I am currently working on an enterprise application using JSF as the view technology and JPA for the persistence layer. It may have been something in a backing bean or service method, but it struck me: Is there a good reason to use primitives anymore in enterprise applications?

When I started programming with Java around J2SE 1.2 (or was it J2SE 5.0, or maybe Java 2?), I only used primitives in my code. At that time, I thought it was nice I could rely on the default values instead of having to initialize something before I could use it. I didn’t know too much about wrappers at the time, and didn’t think I had a good reason to look into them any further.

I don’t have any clear memories of when I started to use the primitive wrappers, but I do remember when JDK 1.5 allowed for the automatic conversions between primitives and their respective primitive wrapper classes or commonly known as autoboxing/unboxing. This was nice as it didn’t matter if an int was passed to a method requiring an Integer or vice versa. It was syntactic sugar that seemingly made programming a little easier.


Even though Java enterprise frameworks such as JSF and JPA do a lot of work for you, it also exposes some of the weaknesses of relying on autoboxing and primitives.

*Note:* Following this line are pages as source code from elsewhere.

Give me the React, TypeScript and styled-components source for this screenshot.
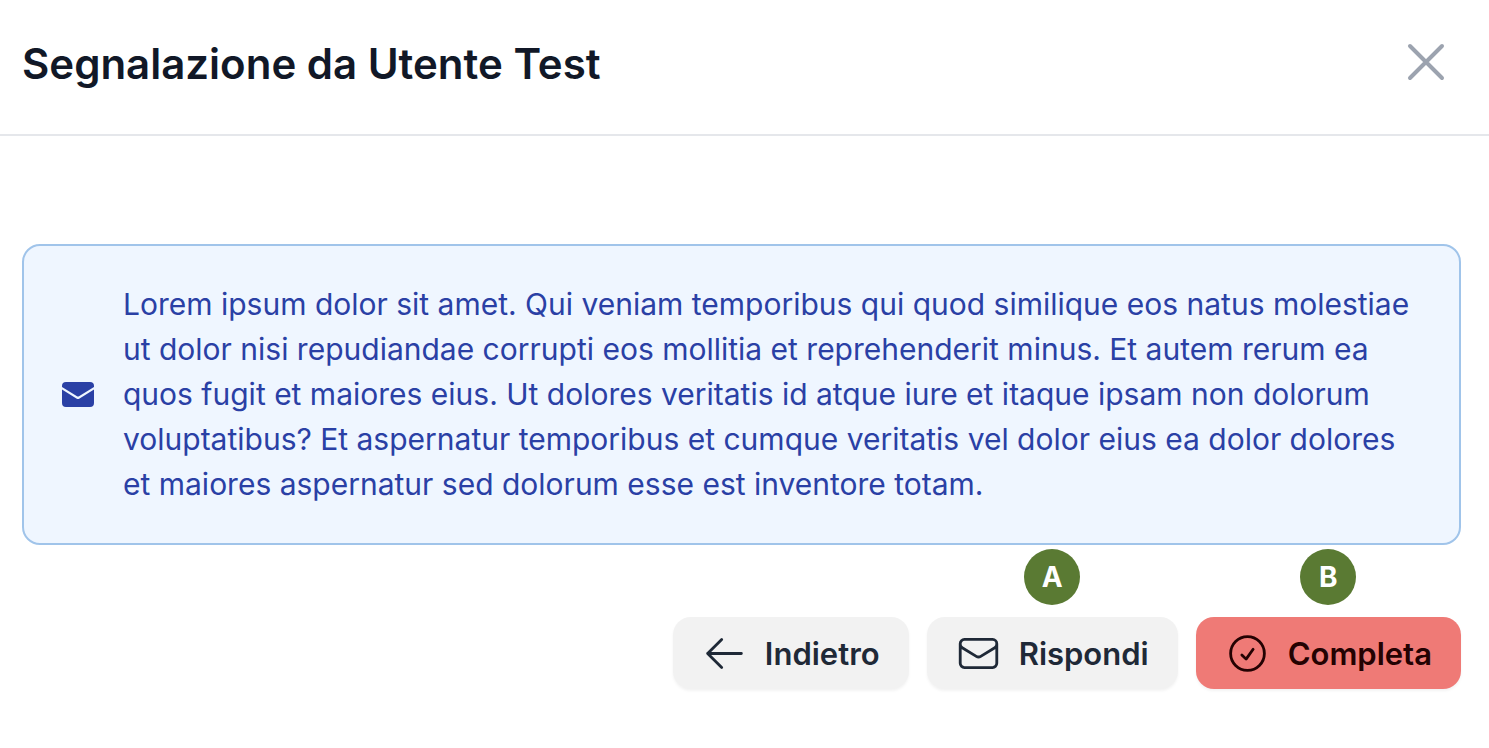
import React from "react";
import styled, { createGlobalStyle, css } from "styled-components";

const GlobalStyle = createGlobalStyle`
  *, *::before, *::after { box-sizing: border-box; }
  body { margin: 0; background: #ffffff; font-family: Inter, "Liberation Sans", sans-serif; }
`;

const Dialog = styled.main`
  display: flex;
  flex-direction: column;
`;

const Header = styled.header`
  display: flex;
  align-items: flex-end;
  justify-content: space-between;
  padding: 30px 31px 40px 22px;
  border-bottom: 2px solid #e5e7eb;
`;

const Title = styled.h1`
  margin: 0;
  font-size: 42px;
  line-height: 60px;
  font-weight: 600;
  color: #111827;
`;

const CloseButton = styled.button`
  display: flex;
  padding: 0;
  border: 0;
  background: none;
  color: #9ca3af;
  cursor: pointer;
`;

const Body = styled.div`
  display: flex;
  flex-direction: column;
  padding: 108px 28px 56px 22px;
`;

const Message = styled.section`
  display: flex;
  align-items: center;
  gap: 29px;
  padding: 36px 36px 36px 38px;
  border: 2px solid #a0c4ea;
  border-radius: 18px;
  background: #eff6ff;
  color: #2a40a5;
`;

const MessageText = styled.p`
  margin: 0;
  flex: 1;
  font-size: 30px;
  line-height: 45px;
`;

const Actions = styled.div`
  display: flex;
  justify-content: flex-end;
  align-items: flex-end;
  gap: 18px;
  padding-top: 4px;
`;

const Action = styled.div`
  display: flex;
  flex-direction: column;
  align-items: center;
  gap: 12px;
`;

const Badge = styled.span`
  display: flex;
  align-items: center;
  justify-content: center;
  width: 56px;
  height: 56px;
  border-radius: 50%;
  background: #5a7a33;
  color: #ffffff;
  font-size: 28px;
  font-weight: 700;
`;

const Button = styled.button<{ $danger?: boolean }>`
  display: flex;
  align-items: center;
  gap: 18px;
  height: 72px;
  padding: 0 29px;
  border: 0;
  border-radius: 18px;
  background: #f2f2f2;
  color: #1f2937;
  font-family: inherit;
  font-size: 31px;
  font-weight: 600;
  box-shadow: 0 2px 3px rgba(0, 0, 0, 0.05);
  cursor: pointer;
  ${(p) => p.$danger && css`
    background: #ef7a76;
    color: #240202;
  `}
`;

const Stroke = ({ size, d }: { size: number; d: string }) => (
  <svg width={size} height={size} viewBox="0 0 24 24" fill="none" stroke="currentColor"
    strokeWidth={1.5} strokeLinecap="round" strokeLinejoin="round" aria-hidden="true">
    <path d={d} />
  </svg>
);

const SolidMail = () => (
  <svg width="32" height="25" viewBox="0 0 32 25" fill="currentColor" aria-hidden="true">
    <path d="M0 5V4a4 4 0 0 1 4-4h24a4 4 0 0 1 4 4v1L17 14.2a2 2 0 0 1-2 0Z" />
    <path d="M0 7.6 14.8 16.7a2.3 2.3 0 0 0 2.4 0L32 7.6V21a4 4 0 0 1-4 4H4a4 4 0 0 1-4-4Z" />
  </svg>
);

export default function App() {
  return (
    <>
      <GlobalStyle />
      <Dialog>
        <Header>
          <Title>Segnalazione da Utente Test</Title>
          <CloseButton type="button" aria-label="Chiudi">
            <Stroke size={64} d="M6 18 18 6M6 6l12 12" />
          </CloseButton>
        </Header>
        <Body>
          <Message>
            <SolidMail />
            <MessageText>
              Lorem ipsum dolor sit amet. Qui veniam temporibus qui quod similique eos natus molestiae
              ut dolor nisi repudiandae corrupti eos mollitia et reprehenderit minus. Et autem rerum ea
              quos fugit et maiores eius. Ut dolores veritatis id atque iure et itaque ipsam non dolorum
              voluptatibus? Et aspernatur temporibus et cumque veritatis vel dolor eius ea dolor dolores
              et maiores aspernatur sed dolorum esse est inventore totam.
            </MessageText>
          </Message>
          <Actions>
            <Action>
              <Button type="button">
                <Stroke size={45} d="M10.5 19.5 3 12m0 0 7.5-7.5M3 12h18" />
                Indietro
              </Button>
            </Action>
            <Action>
              <Badge>A</Badge>
              <Button type="button">
                <Stroke size={45} d="M21.75 6.75v10.5a2.25 2.25 0 0 1-2.25 2.25h-15a2.25 2.25 0 0 1-2.25-2.25V6.75m19.5 0A2.25 2.25 0 0 0 19.5 4.5h-15a2.25 2.25 0 0 0-2.25 2.25m19.5 0v.243a2.25 2.25 0 0 1-1.07 1.916l-7.5 4.615a2.25 2.25 0 0 1-2.36 0L3.32 8.91a2.25 2.25 0 0 1-1.07-1.916V6.75" />
                Rispondi
              </Button>
            </Action>
            <Action>
              <Badge>B</Badge>
              <Button type="button" $danger>
                <Stroke size={45} d="M9 12.75 11.25 15 15 9.75M21 12a9 9 0 1 1-18 0 9 9 0 0 1 18 0Z" />
                Completa
              </Button>
            </Action>
          </Actions>
        </Body>
      </Dialog>
    </>
  );
}
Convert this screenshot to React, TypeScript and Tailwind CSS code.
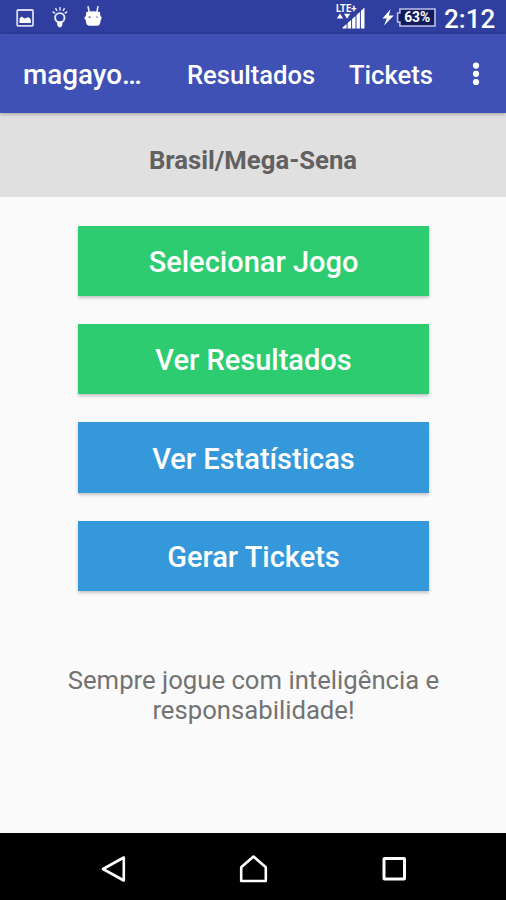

These frameworks rely on the use of the primitive wrapper class instead of the respective primitive. If you use the JPA tool to create an entity based on an existing table, the tool will use the wrapper for the variable type. JSF inputs and converters operate on objects. With JPA, it has to. Remember the primitive defaults? A primitive’s default value can be confused with what is stored in the database.

If long was used as a simple entity id, the entity would have a default value of 0L. 0L is technically a value, so it makes it difficult to know whether the entity has been persisted or not. If id is of type Long, then it is easy to tell if the entity has been persisted since the id can now be null and therefore representing an un-persisted entity.

//id is long and entity is not persisted
long id = entity.getId();  //value of 0L
Long id = entity.getId();  //doesn’t help, still 0L

//id is Long and entity is not persisted
Long id = entity.getId();  //null
long id = entity.getId();  //what happens here?

Type Context

Primitive types do not adequately express the semantic context of the value. Let’s say we retrieve today’s temperature from a service and the returned value representing degrees is an int. Is it easy to determine what the context of int degrees is?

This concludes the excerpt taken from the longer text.